Training Aids are
devices that help prepare soldiers for the rigors of combat by simulating artillery, hand
grenade, IED explosions, therefore the stress and confusion of war. In other words “train as you fight”. Realistic training is a critical component of soldier training, and factors that create realism - smoke, dust, noise, and pressure - all help create the confusion associated with realistic battle conditions. Many of the tasks that soldiers are required to train on prior to deployment concentrate on reaction to contact and combat contact normally takes the form of an explosion from either indirect fire or an improvised explosive device, or IED. Training Aids can be used to simulate IEDs, which have caused 80 percent of the US casualties in in the current conflicts around the world. To be effective, simulated munitions are often used in concert with other simulators.
The primary training aid used is blank small arms ammunition of varying calibers. However, the Massachusetts Army National Guard uses two types of simulated small arms munitions at Camp Edwards: the Ultimate Training Munitions (UTM) Man Marker Round and a Simunitions FX Marking Round. These munitions simulate being fired at with real ammunition. When this ammunition is used, a small paint ball is fired that is still quite dangerous if protective equipment is not utilized. Soldiers wear simulated body armor that matches the weight and size of currently used protective equipment and protects them from the simulated munition projectile.
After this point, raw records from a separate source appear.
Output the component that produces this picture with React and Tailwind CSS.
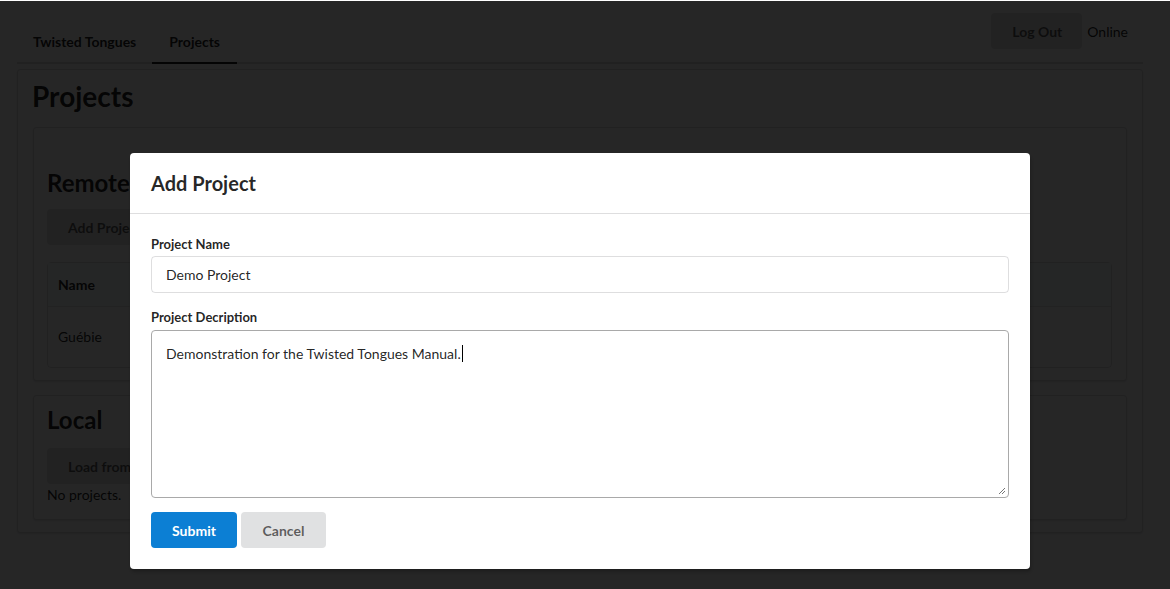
import React from 'react';

const Segment = ({ className = '', children }) => (
  <div className={`rounded-[4px] border border-[rgba(34,36,38,0.15)] shadow-[0_1px_2px_0_rgba(34,36,38,0.15)] bg-white ${className}`}>
    {children}
  </div>
);

const GreyButton = ({ children, className = '' }) => (
  <button className={`h-[36px] whitespace-nowrap rounded-[4px] bg-[#e0e1e2] px-[21px] text-[14px] font-bold text-[rgba(0,0,0,0.6)] ${className}`}>
    {children}
  </button>
);

const Page = () => (
  <div className="px-[17px] pt-[13px]">
    {/* Top menu */}
    <div className="flex w-[1126px] items-end justify-between border-b-2 border-[rgba(34,36,38,0.15)]">
      <div className="flex items-end">
        <div className="h-[40px] px-[16px] pt-[9px] text-[14px] font-bold">Twisted Tongues</div>
        <div className="-mb-[2px] h-[42px] border-b-2 border-[#1b1c1d] px-[17px] pt-[9px] text-[14px] font-bold">Projects</div>
      </div>
      <div className="mb-[13px] flex items-center gap-[5px] pr-[15px]">
        <GreyButton className="w-[91px] h-[35px] px-0">Log Out</GreyButton>
        <span className="text-[14px]">Online</span>
      </div>
    </div>

    {/* Main container */}
    <Segment className="mt-[5px] w-[1126px] px-[15px] pb-[12px] pt-[6px]">
      <h1 className="-ml-[1px] text-[28px] font-bold leading-[40px]">Projects</h1>

      <Segment className="mt-[11px] pl-[13px] pr-[14px] pb-[12px] pt-[38px]">
        <h2 className="text-[24px] font-bold leading-[34px]">Remote</h2>
        <GreyButton className="mt-[9px]">Add Project</GreyButton>
        <div className="mt-[17px] rounded-[4px] border border-[rgba(34,36,38,0.15)]">
          <div className="h-[44px] border-b border-[rgba(34,36,38,0.1)] bg-[#f9fafb] px-[10px] pt-[11px] text-[14px] font-bold">Name</div>
          <div className="h-[60px] px-[10px] pt-[19px] text-[14px]">Guébie</div>
        </div>
      </Segment>

      <Segment className="mt-[14px] pl-[13px] pr-[14px] pb-[14px] pt-[7px]">
        <h2 className="text-[24px] font-bold leading-[34px]">Local</h2>
        <GreyButton className="mt-[11px]">Load from file</GreyButton>
        <p className="text-[14px]">No projects.</p>
      </Segment>
    </Segment>
  </div>
);

const Modal = () => (
  <div className="absolute left-[130px] top-[153px] w-[900px] rounded-[4px] bg-white shadow-[1px_3px_3px_0_rgba(0,0,0,0.2)]">
    <div className="h-[61px] border-b border-[rgba(34,36,38,0.15)] px-[21px] pt-[16px] text-[20px] font-bold leading-[28px] text-[rgba(0,0,0,0.85)]">
      Add Project
    </div>
    <div className="px-[21px] pb-[21px] pt-[22px]">
      <label className="block text-[13px] font-bold leading-[16px] text-[rgba(0,0,0,0.87)]">Project Name</label>
      <div className="mt-[4px] h-[37px] rounded-[4px] border border-[rgba(34,36,38,0.15)] px-[14px] pt-[9px] text-[14px] leading-[18px]">
        Demo Project
      </div>
      <label className="mt-[16px] block text-[13px] font-bold leading-[16px] text-[rgba(0,0,0,0.87)]">Project Decription</label>
      <div className="relative mt-[5px] h-[168px] rounded-[4px] border border-[#a9a9a9] px-[14px] pt-[11px] text-[14px] leading-[18px]">
        Demonstration for the Twisted Tongues Manual.
        <span className="ml-[1px] inline-block h-[17px] w-px translate-y-[3px] bg-black" />
        <svg className="absolute bottom-[2px] right-[2px]" width="8" height="8" viewBox="0 0 8 8">
          <path d="M1 7 L7 1 M4 7 L7 4" stroke="#777" strokeWidth="1" />
        </svg>
      </div>
      <div className="mt-[14px] flex gap-[4px]">
        <button className="h-[36px] w-[86px] rounded-[4px] bg-[#0c7fd4] text-[14px] font-bold text-white">Submit</button>
        <button className="h-[36px] w-[85px] rounded-[4px] bg-[#e0e1e2] text-[14px] font-bold text-[rgba(0,0,0,0.6)]">Cancel</button>
      </div>
    </div>
  </div>
);

export default function App() {
  return (
    <div className="relative h-[589px] overflow-hidden bg-white font-['Lato','Noto_Sans',sans-serif] text-[rgba(0,0,0,0.87)]">
      <Page />
      <div className="absolute inset-x-0 bottom-0 top-[1px] bg-[rgba(0,0,0,0.85)]" />
      <Modal />
    </div>
  );
}
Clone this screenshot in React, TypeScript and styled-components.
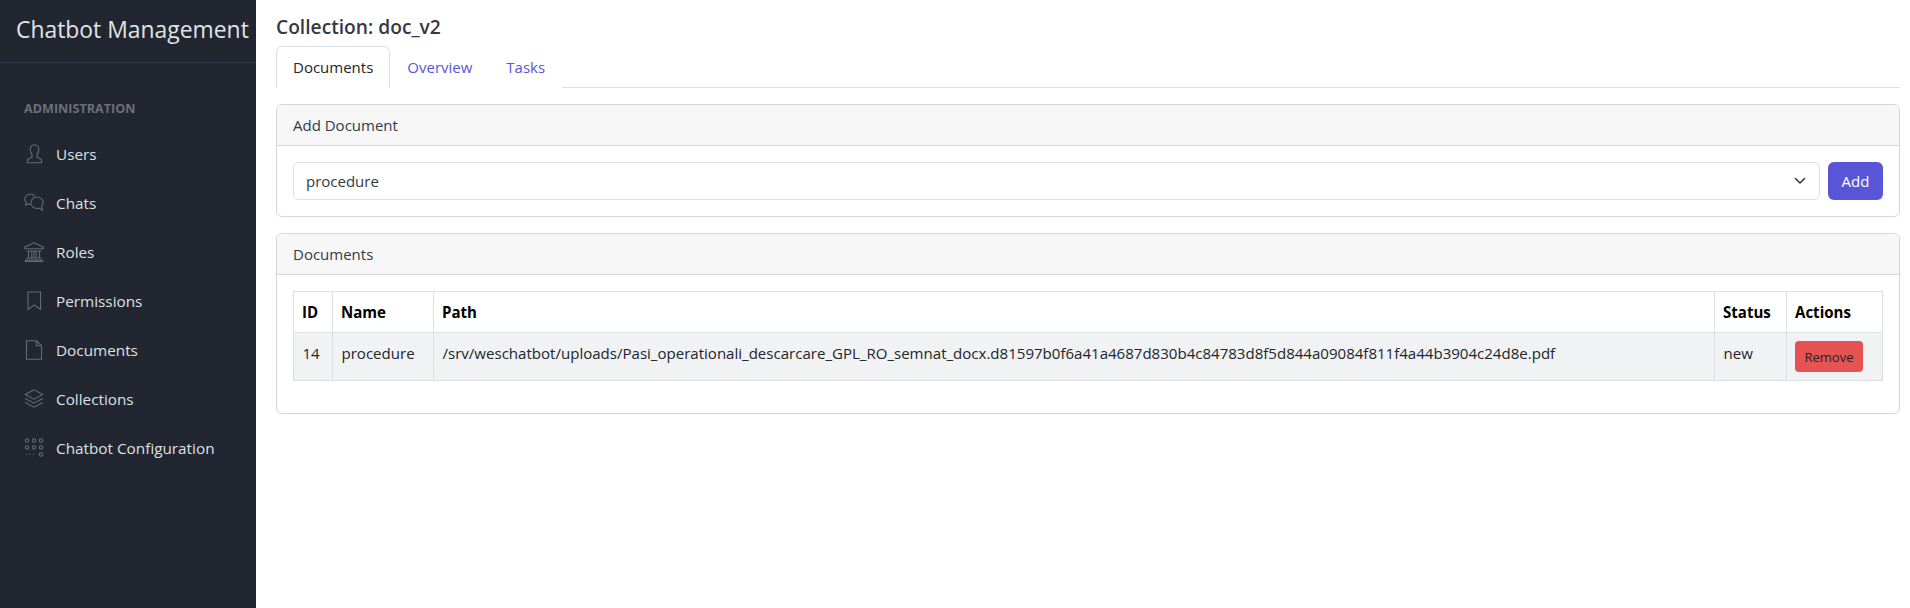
import React from 'react'
import styled, { createGlobalStyle } from 'styled-components'

const FONT = `"Open Sans", "Noto Sans", "Liberation Sans", sans-serif`

const GlobalStyle = createGlobalStyle`
  html, body {
    margin: 0;
    padding: 0;
    background: #ffffff;
    font-family: ${FONT};
  }
  * {
    box-sizing: border-box;
  }
`

const UserIcon = () => (
  <NavSvg viewBox="0 0 20 20">
    <path d="M10.5.8C7.9.8 6.2 2.8 6.2 5.8c0 2 .8 3.7 1.8 4.7v2.6l-4.500 2.400v3.300h14v-3.300L13 13.100v-2.600c1-1 1.800-2.700 1.800-4.700 0-3-1.700-5-4.300-5z" />
  </NavSvg>
)

const ChatIcon = () => (
  <NavSvg viewBox="0 0 20 20">
    <path d="M7 11.500c-1.200 0-2-.2-2.700-.5L1.500 12l.9-2.700C1.200 8.300.6 7 .8 5.600 1.200 3 3.600 1.200 6.500 1.200c1.800 0 3.400.8 4.400 2" />
    <path d="M13 4c3.500 0 6.200 2.400 6.200 5.500 0 1.500-.6 2.800-1.700 3.800l1 3.900-3.400-2c-.7.2-1.400.3-2.100.3-3.500 0-6.200-2.400-6.200-5.500C6.800 6.400 9.500 4 13 4z" />
  </NavSvg>
)

const BankIcon = () => (
  <NavSvg viewBox="0 0 20 20">
    <path d="M10 .8.8 5.200v1.600h18.400V5.200zM2.500 9h15M2.500 16h15M.8 18h18.400M.8 19.400h18.400" />
    <path d="M4.500 9v7M7.800 9v7M10 9v7M12.200 9v7M15.500 9v7" />
  </NavSvg>
)

const BookmarkIcon = () => (
  <NavSvg viewBox="0 0 20 20">
    <path d="M4 1h12.500v17.500l-6.250-4.500L4 18.500z" />
  </NavSvg>
)

const FileIcon = () => (
  <NavSvg viewBox="0 0 20 20">
    <path d="M2.500.8h10l5 5v13.500h-15zM12.500.8v5h5" />
  </NavSvg>
)

const LayersIcon = () => (
  <NavSvg viewBox="0 0 20 20">
    <path d="M10 .8 1.200 5.500l8.800 4.700 8.800-4.700zM1.200 9.500l8.800 4.700 8.800-4.700M1.200 13.500l8.800 4.700 8.800-4.700" />
  </NavSvg>
)

const AppsIcon = () => (
  <NavSvg viewBox="0 0 20 20">
    <circle cx="3" cy="2.500" r="1.700" />
    <circle cx="10" cy="2.500" r="1.700" />
    <circle cx="17" cy="2.500" r="1.700" />
    <circle cx="3" cy="9.500" r="1.700" />
    <circle cx="10" cy="9.500" r="1.700" />
    <circle cx="17" cy="9.500" r="1.700" />
    <circle cx="17" cy="16.500" r="1.700" />
    <path d="M2 16.500h10" strokeDasharray="1 2.500" />
  </NavSvg>
)

const navItems = [
  { label: 'Users', icon: <UserIcon /> },
  { label: 'Chats', icon: <ChatIcon /> },
  { label: 'Roles', icon: <BankIcon /> },
  { label: 'Permissions', icon: <BookmarkIcon /> },
  { label: 'Documents', icon: <FileIcon /> },
  { label: 'Collections', icon: <LayersIcon /> },
  { label: 'Chatbot Configuration', icon: <AppsIcon /> },
]

const App: React.FC = () => {
  return (
    <Page>
      <GlobalStyle />
      <Sidebar>
        <Brand>Chatbot Management</Brand>
        <Nav>
          <NavTitle>ADMINISTRATION</NavTitle>
          {navItems.map(item => (
            <NavItem key={item.label}>
              {item.icon}
              {item.label}
            </NavItem>
          ))}
        </Nav>
      </Sidebar>
      <Main>
        <Title>Collection: doc_v2</Title>
        <Tabs>
          <Tab $active>Documents</Tab>
          <Tab>Overview</Tab>
          <Tab>Tasks</Tab>
        </Tabs>
        <Card>
          <CardHeader>Add Document</CardHeader>
          <AddBody>
            <SelectBox>
              procedure
              <svg width="12" height="12" viewBox="0 0 12 12" fill="none">
                <path d="m1.500 3.500 4.500 4.500 4.500-4.500" stroke="#333a46" strokeWidth="1.600" strokeLinecap="round" strokeLinejoin="round" />
              </svg>
            </SelectBox>
            <AddButton>Add</AddButton>
          </AddBody>
        </Card>
        <Card>
          <CardHeader>Documents</CardHeader>
          <TableBody>
            <Table>
              <colgroup>
                <col width="39" />
                <col width="101" />
                <col />
                <col width="72" />
                <col width="96" />
              </colgroup>
              <thead>
                <tr>
                  <HeadCell>ID</HeadCell>
                  <HeadCell>Name</HeadCell>
                  <HeadCell>Path</HeadCell>
                  <HeadCell>Status</HeadCell>
                  <HeadCell>Actions</HeadCell>
                </tr>
              </thead>
              <tbody>
                <tr>
                  <Cell>14</Cell>
                  <Cell>procedure</Cell>
                  <Cell>/srv/weschatbot/uploads/Pasi_operationali_descarcare_GPL_RO_semnat_docx.d81597b0f6a41a4687d830b4c84783d8f5d844a09084f811f4a44b3904c24d8e.pdf</Cell>
                  <Cell>new</Cell>
                  <ActionCell>
                    <RemoveButton>Remove</RemoveButton>
                  </ActionCell>
                </tr>
              </tbody>
            </Table>
          </TableBody>
        </Card>
      </Main>
    </Page>
  )
}

const Page = styled.div`
  display: flex;
  height: 608px;
  overflow: hidden;
`

const Sidebar = styled.aside`
  width: 256px;
  flex-shrink: 0;
  background: #212631;
`

const Brand = styled.div`
  height: 63px;
  padding: 14px 0 0 16px;
  border-bottom: 1px solid #323a49;
  color: #e2e3e5;
  font-size: 22.9px;
  line-height: 32px;
  white-space: nowrap;
`

const Nav = styled.nav`
  padding-top: 33px;
`

const NavTitle = styled.div`
  height: 33px;
  padding-left: 24px;
  color: #6b6f78;
  font-size: 12.6px;
  font-weight: 700;
  line-height: 25px;
`

const NavItem = styled.div`
  display: flex;
  align-items: center;
  gap: 12px;
  height: 49px;
  padding-left: 24px;
  color: #dfe1e4;
  font-size: 15.3px;
`

const NavSvg = styled.svg`
  width: 20px;
  height: 20px;
  flex-shrink: 0;
  fill: none;
  stroke: #656973;
  stroke-width: 1.1;
`

const Main = styled.main`
  flex: 1;
  min-width: 0;
  padding: 14px 10px 0 20px;
`

const Title = styled.h1`
  margin: 0;
  height: 32px;
  color: #333a46;
  font-size: 19.2px;
  font-weight: 600;
  line-height: 26px;
`

const Tabs = styled.div`
  display: flex;
  height: 42px;
  margin-bottom: 16px;
  border-bottom: 1px solid #dbdfe6;
`

const Tab = styled.div<{ $active?: boolean }>`
  height: 42px;
  padding: 0 16px;
  color: ${props => (props.$active ? '#21252b' : '#5856d6')};
  background: #ffffff;
  border: 1px solid ${props => (props.$active ? '#dbdfe6' : 'transparent')};
  border-bottom-color: ${props => (props.$active ? '#ffffff' : 'transparent')};
  border-radius: 6px 6px 0 0;
  font-size: 15px;
  line-height: 40px;
`

const Card = styled.section`
  margin-bottom: 16px;
  border: 1px solid #d4d6d9;
  border-radius: 6px;
  overflow: hidden;
`

const CardHeader = styled.div`
  height: 41px;
  padding: 0 16px;
  background: #f7f7f8;
  border-bottom: 1px solid #d4d6d9;
  color: #333a46;
  font-size: 15px;
  line-height: 40px;
`

const AddBody = styled.div`
  display: flex;
  gap: 8px;
  padding: 16px;
`

const SelectBox = styled.div`
  display: flex;
  flex: 1;
  align-items: center;
  justify-content: space-between;
  height: 38px;
  padding: 0 13px 0 12px;
  border: 1px solid #dbdfe6;
  border-radius: 6px;
  color: #333a46;
  font-size: 15px;
`

const AddButton = styled.button`
  width: 55px;
  height: 38px;
  padding: 0;
  background: #5856d6;
  border: 0;
  border-radius: 6px;
  color: #ffffff;
  font-family: inherit;
  font-size: 15px;
`

const TableBody = styled.div`
  padding: 16px 16px 32px;
`

const Table = styled.table`
  width: 100%;
  table-layout: fixed;
  border-collapse: collapse;
  font-size: 15.05px;
`

const HeadCell = styled.th`
  height: 41px;
  padding: 0 8px;
  border: 1px solid #dbdfe6;
  color: #000000;
  font-weight: 700;
  text-align: left;
`

const Cell = styled.td`
  height: 48px;
  padding: 8px 8px 8px 8.5px;
  background: #f1f2f3;
  border: 1px solid #dbdfe6;
  color: #21252b;
  vertical-align: top;
  line-height: 24px;
  white-space: nowrap;
`

const ActionCell = styled(Cell)`
  padding: 8px;
`

const RemoveButton = styled.button`
  display: block;
  width: 68px;
  height: 31px;
  padding: 0;
  background: #e55353;
  border: 0;
  border-radius: 4px;
  color: #21252b;
  font-family: inherit;
  font-size: 13px;
`

export default App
Two types of hand grenade simulators have been approved for use at Camp Edwards. The M116A1 Hand Grenade Simulator was approved for use at Camp Edwards in March 2010 and is used to simulate the noise and shock of a grenade. In 2013, the M69 Hand Grenade Simulator was approved for use on Camp Edwards. The M69 provides realistic training and familiarizes soldiers with the functioning of a fragmentation hand grenade. The average soldier can throw the M69 approximately 40 meters (131 feet). After a delay of four to five seconds, the M69 emits a small puff of white smoke and makes a popping noise. The grenade bodies are reused repeatedly by replacing the fuse assembly.
In accordance with Chapter 47 the Acts of 2002
and its associated Environmental Performance Standards
, Camp Edwards develops Standard Operating Procedures
for all training aids approved for use by the Environmental Management Commission
and the Massachusetts Army National Guard. These plans allow for maximum effective use of the training aids while providing for environmental protection and site sustainability.